“Las mujeres no pueden ser pintoras”, afirma rotundamente el padre de Paula Modersohn-Becker –cuyos trazos son hoy considerados uno de los primeros rayos del sol expresionista– cuando apenas ha transcurrido un minuto y medio del último largometraje del alemán Christian Schwochow. Le seguirá el golpe seco sobre la mesa de un lienzo enmarcado y el rostro desafiante de la actriz Carla Juri (hija dilecta de la ciudad suiza de Locarno), quien bajo los ropajes de la artista afirmará algo más tarde que “tres buenas pinturas y, quizás, un hijo” encarnan todo aquello que desea legar al mundo antes de que llegue la hora de su muerte. Con ese punto de partida tan elemental como sutilmente demagógico, la Paula de Schwochow confirma algunas de las virtudes y evidencia aún más los problemas de su anterior Westen, el retrato de una madre y su peligroso cruce de la Alemania comunista hacia el otro lado del muro.

Las instancias tempranas durante los años de estudio en la famosa colonia artística de Worpswede –inmortalizada por el poeta Rainer Maria Rilke en una de sus obras–, con el más rígido de los profesores alterando el control creativo de las pocas estudiantes mujeres allí presentes, vuelven a subrayar esa frase terminante del inicio: corren los primeros meses del siglo XX, es un mundo de hombres y las señoritas deben contentarse con el caballete y los pinceles como berretín de clase acomodada, un simple pasatiempo. Esa será la idea rectora de gran parte del relato. Y, por supuesto, la rebelión de la heroína, que bien podría resumirse con un término que hoy resulta ubicuo: la silenciosa y no siempre efectiva lucha contra el patriarcado. Difícil estar en desacuerdo con las actitudes reactivas de la protagonista, en particular luego de cinco años de vivir a la sombra de un marido –el también pintor Otto Modersohn– que en algún momento confesará no haber “consumado el matrimonio” por miedo a perder a su mujer en el parto (¡un Freud a la derecha!). De allí a París, lejos del conservadurismo paisajista del entorno alemán, rodeada de estímulos creativos, pero también atada al dinero enviado por su pareja regularmente, única fuente de ingresos económicos.

En el bloque central del largometraje se juegan algunas de sus bondades, cuando las cosas dejan de ser sencillamente blancas o negras y los matices comienzan a teñir a los personajes: Paula puede llegar a ser excesivamente egoísta, al punto de dañar innecesariamente a otros, y Otto mucho más comprensivo y amable de lo que podía intuirse. Mientras tanto, comienza a rendir sus frutos el proceso creativo, que Schwochow no idealiza, pero tampoco transforma en un trámite narrativo. Luego llegarán la epifanía, el regreso al terruño y los últimos minutos de película, que recorren la desafortunada enfermedad que terminó con la vida de Modersohn-Becker a la edad de 31 años, luego de dar a luz a una niña y legar al mundo un poco más que tres buenas pinturas.

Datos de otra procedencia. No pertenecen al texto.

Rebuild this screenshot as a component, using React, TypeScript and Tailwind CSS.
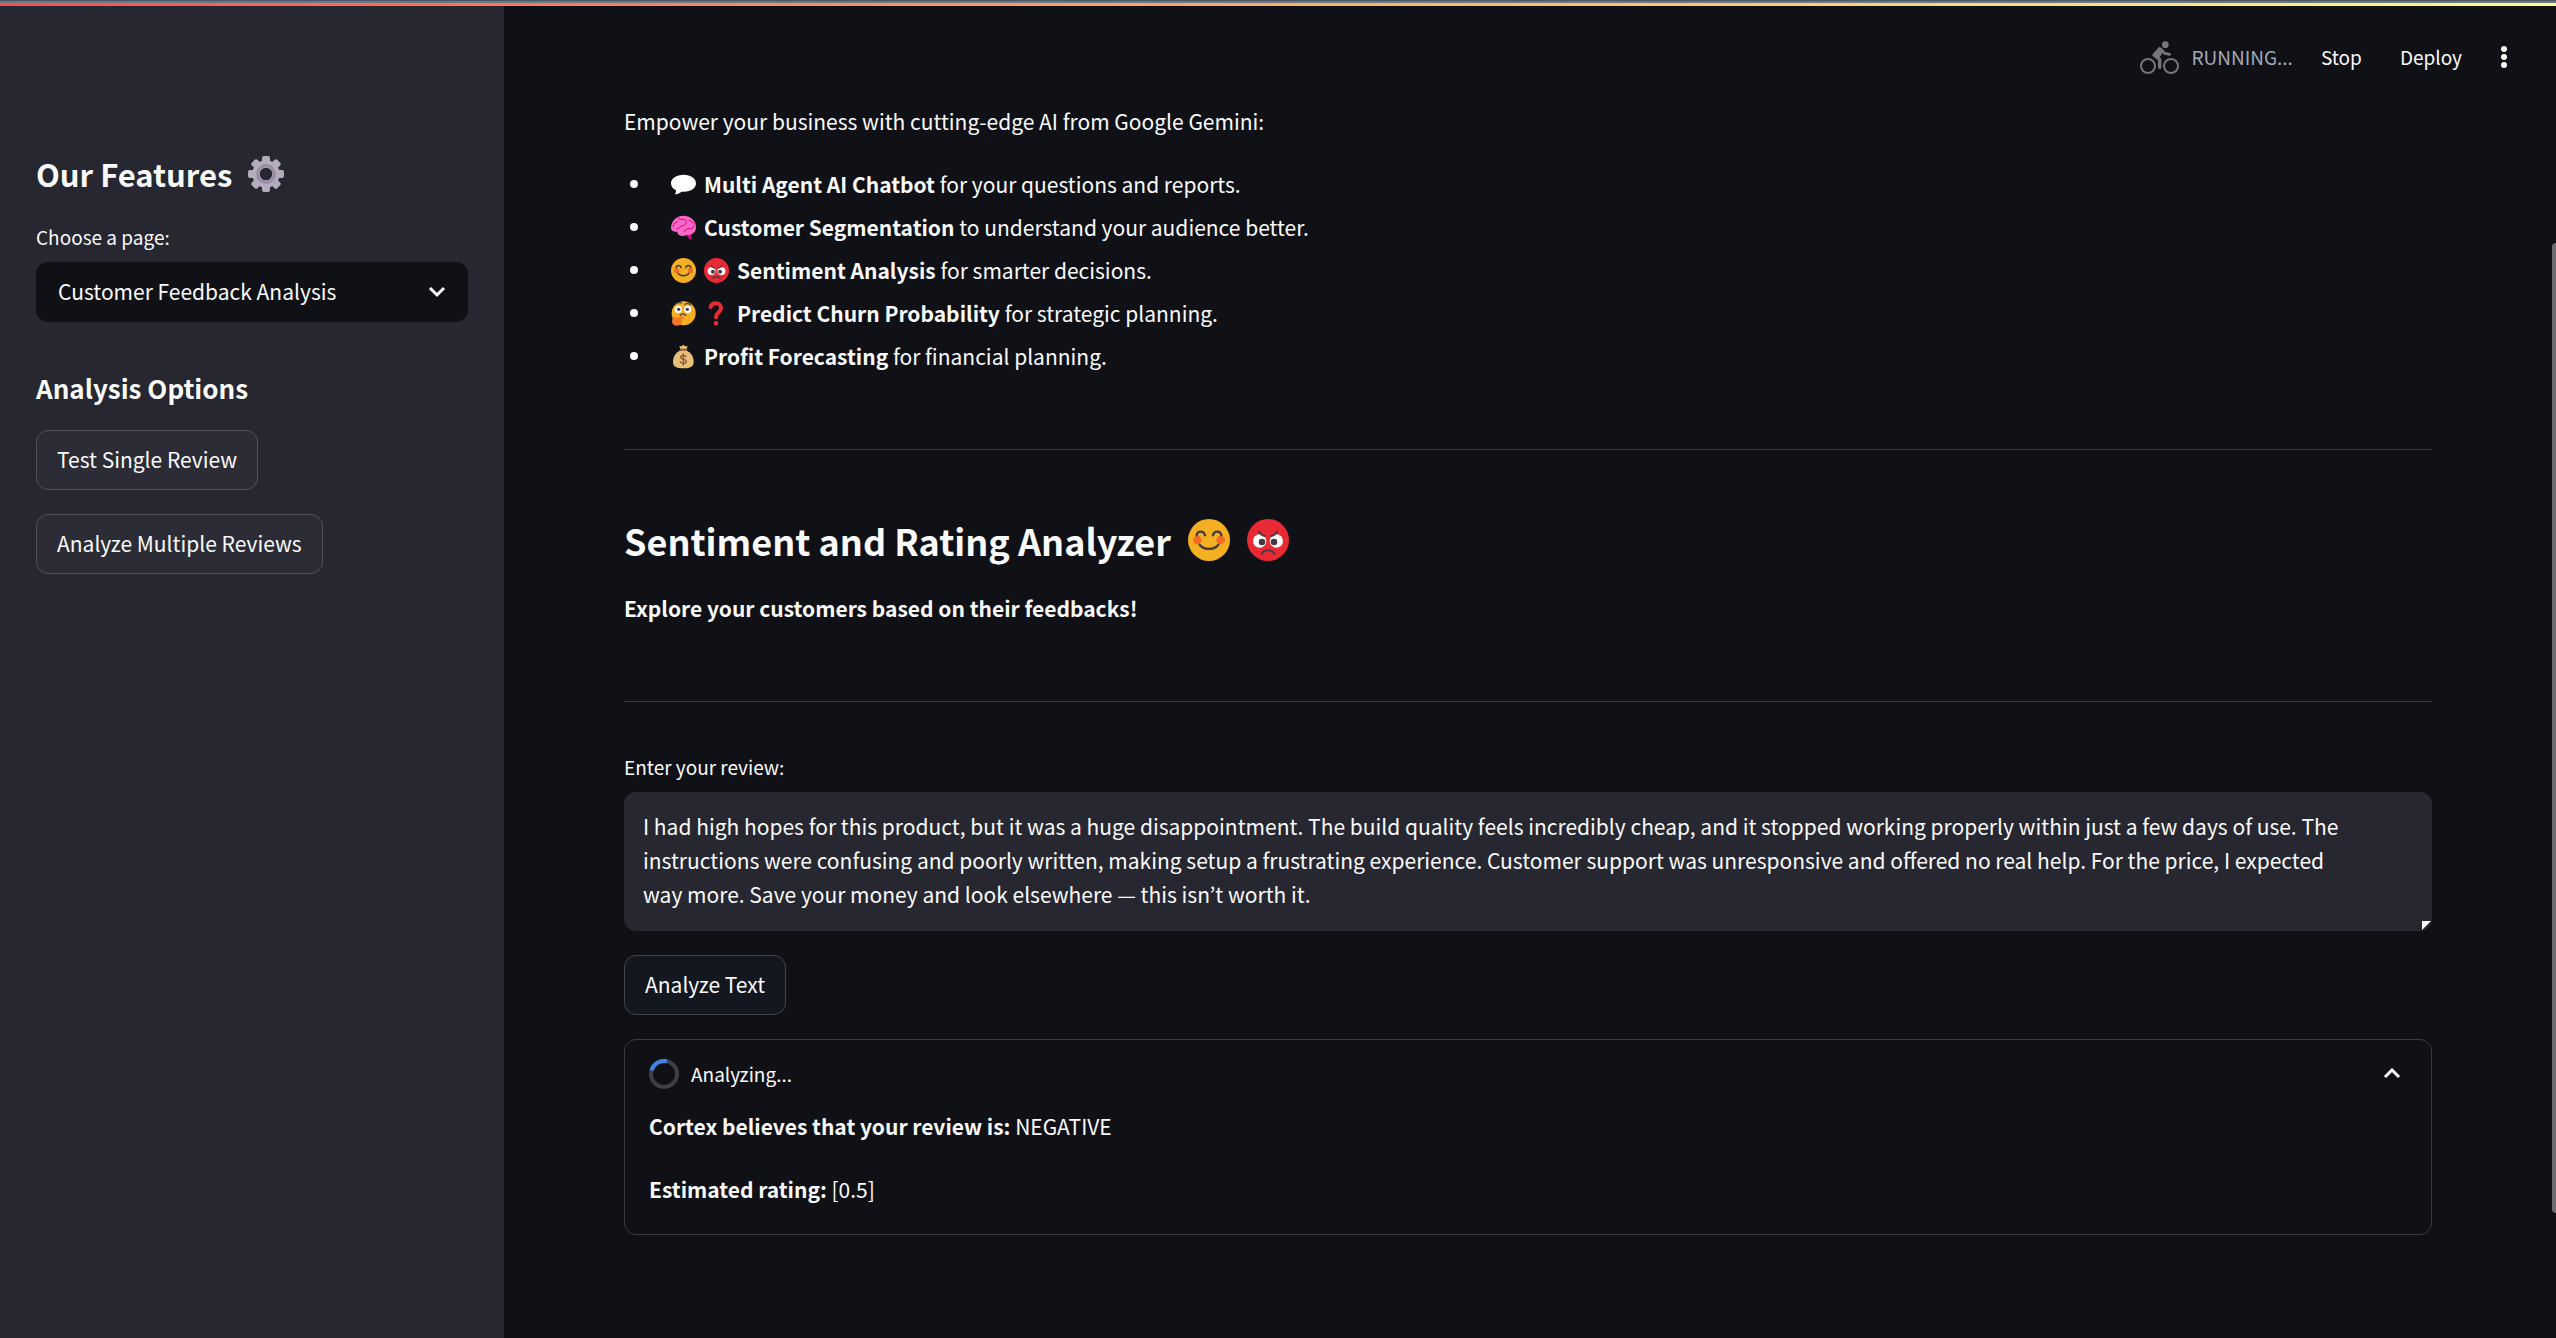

Los convencionalismos del biopic al uso que atraviesan Paula (la simplificación de temas y emociones, el abuso de la reconstrucción de época, una rutilante fotografía de tonos pastel) son equilibrados por situaciones de dramatismo inspirado y por el hecho de que el film, en líneas generales, logra escaparle a la idea del Arte con mayúsculas como tótem indiscutible. Aunque no así al concepto del artista doliente enfrentado a la incomprensión de su tiempo. 

Para la reflexión luego de la proyección: la representación de una artista de ruptura en un ambiente tradicionalista -y, por lo tanto, su lucha creativa consigo misma y con el statu quo- es puesta de relieve por una película narrativamente convencional. Nueva confirmación de que en las artes plásticas el paso del tiempo legitima (hoy las “narices como picos y rostros idiotas” de Paula son admirados en los museos), pero al cine como arte popular se le sigue demandando una precisa construcción psicológica, transparencia en sus intenciones y la obligación de ser entretenido. O, a menos, eso dicen.